An overwhelming majority of Russians support the inclusion of Crimea as part of Russia, a new survey from pollster VTsIOM has shown.
Conducted just ahead of the Crimea referendum on March 16, the poll found that 93 percent of those questioned supported Russia's annexation of the breakaway Ukrainian region.
When asked what position Russia should take in case of a conflict with Ukrainian authorities over Crimea, 80 percent of respondents said Russia should "fight to the end" for the right to control the region, up from 67 percent a week before. Ten percent said that Russia should not continue to fight for the region if it led to open confrontation with Ukraine or the West, down from 19 percent after the first week of March.
The most popular reason for considering Crimea to be a part of Russia — backed by 65 percent of respondents — was that the peninsula was "historically our territory," until Nikita Khrushchev gifted the region to Ukraine in 1954. The second most popular reason for annexation, backed by 22 percent of respondents, was that ethnic Russians comprise a majority of the region's population.

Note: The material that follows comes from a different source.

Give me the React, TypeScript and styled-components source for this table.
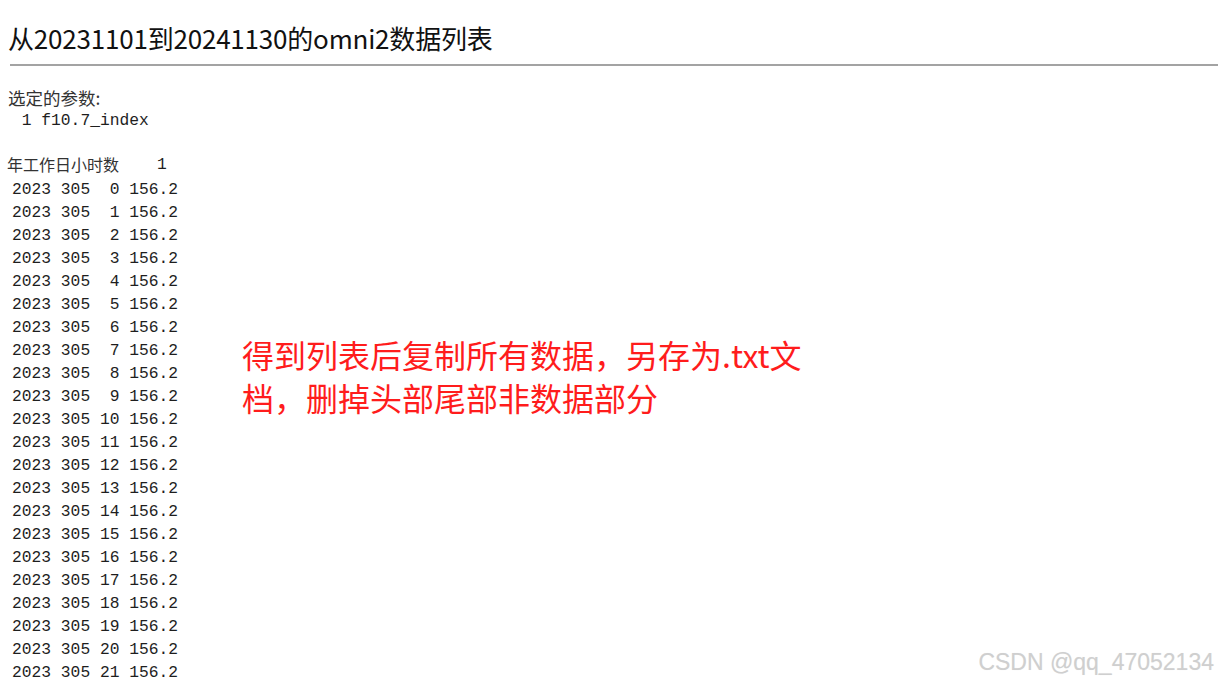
import React from 'react'
import styled, { createGlobalStyle } from 'styled-components'

const GlobalStyle = createGlobalStyle`
  html, body {
    margin: 0;
    padding: 0;
    background: #ffffff;
    overflow: hidden;
  }
  body {
    padding-left: 8px;
    font-family: "Noto Sans CJK SC", "Noto Sans", sans-serif;
    color: #1a1a1a;
  }
`

const rows = Array.from({ length: 22 }, (_, h) => ({
  year: 2023,
  day: 305,
  hour: h,
  value: '156.2',
}))

const fmtRow = (r: (typeof rows)[number]) => `${r.year} ${r.day} ${String(r.hour).padStart(2, ' ')} ${r.value}`

const App: React.FC = () => {
  return (
    <>
      <GlobalStyle />
      <Page>
        <Title>从20231101到20241130的omni2数据列表</Title>
        <Rule />
        <Label>选定的参数:</Label>
        <Mono> 1 f10.7_index</Mono>

        <HeaderRow>
          <HeaderLabel>年工作日小时数</HeaderLabel>
          <HeaderIndex>1</HeaderIndex>
        </HeaderRow>

        <Body>
          <DataBlock>
            {rows.map((r) => (
              <Mono key={r.hour}>{fmtRow(r)}</Mono>
            ))}
          </DataBlock>
          <Note>
            得到列表后复制所有数据，另存为.txt文
            <br />
            档，删掉头部尾部非数据部分
          </Note>
        </Body>
      </Page>
      <Watermark>CSDN @qq_47052134</Watermark>
    </>
  )
}

export default App

const Page = styled.div`
  display: flex;
  flex-direction: column;
  height: 681px;
`

const Title = styled.h2`
  margin: 22px 0 0 0;
  font-size: 26px;
  line-height: 32px;
  font-weight: 400;
  color: #111;
  letter-spacing: -0.2px;
`

const Rule = styled.div`
  margin: 10px 0 0 2px;
  border-top: 2px solid #a3a3a3;
`

const Label = styled.div`
  margin-top: 20px;
  font-size: 17.5px;
  line-height: 23px;
  color: #333;
`

const Mono = styled.div`
  font-family: "Liberation Mono", "Courier New", monospace;
  font-size: 16.3px;
  line-height: 23px;
  white-space: pre;
  padding-left: 4px;
  color: #1e1e1e;
`

const HeaderRow = styled.div`
  display: flex;
  align-items: center;
  margin-top: 21px;
  height: 23px;
`

const HeaderLabel = styled.span`
  font-size: 16px;
  line-height: 23px;
  color: #333;
  margin-left: -1px;
`

const HeaderIndex = styled.span`
  font-family: "Liberation Mono", "Courier New", monospace;
  font-size: 16.3px;
  line-height: 23px;
  margin-left: 38px;
  color: #1e1e1e;
`

const Body = styled.div`
  display: flex;
  align-items: flex-start;
  margin-top: 2px;
`

const DataBlock = styled.div`
  display: flex;
  flex-direction: column;
  width: 234px;
  flex-shrink: 0;
`

const Note = styled.div`
  margin-top: 155px;
  font-size: 32px;
  line-height: 43px;
  color: #ff1c1c;
  white-space: nowrap;
`

const Watermark = styled.div`
  position: absolute;
  right: 4px;
  bottom: 6px;
  font-family: "Liberation Sans", Arial, sans-serif;
  font-size: 23px;
  line-height: 26px;
  color: #cfcfcf;
  text-shadow: 0 0 1px rgba(0, 0, 0, 0.08);
`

News of Russians' annexation approval follows data about the approval rating of President Vladimir Putin, whose level of support among voters jumped to a five-year high in a poll conducted over the same time period as the Crimea survey.
Between March 8 and March 15, Putin's approval rating grew four percentage points to 75.7 percent, continuing a rise from 60.6 percent in the middle of January.
Both polls, carried out among 1,600 people in 130 villages across 42 Russian regions, had a statistical margin of error no greater than 3.4 percent.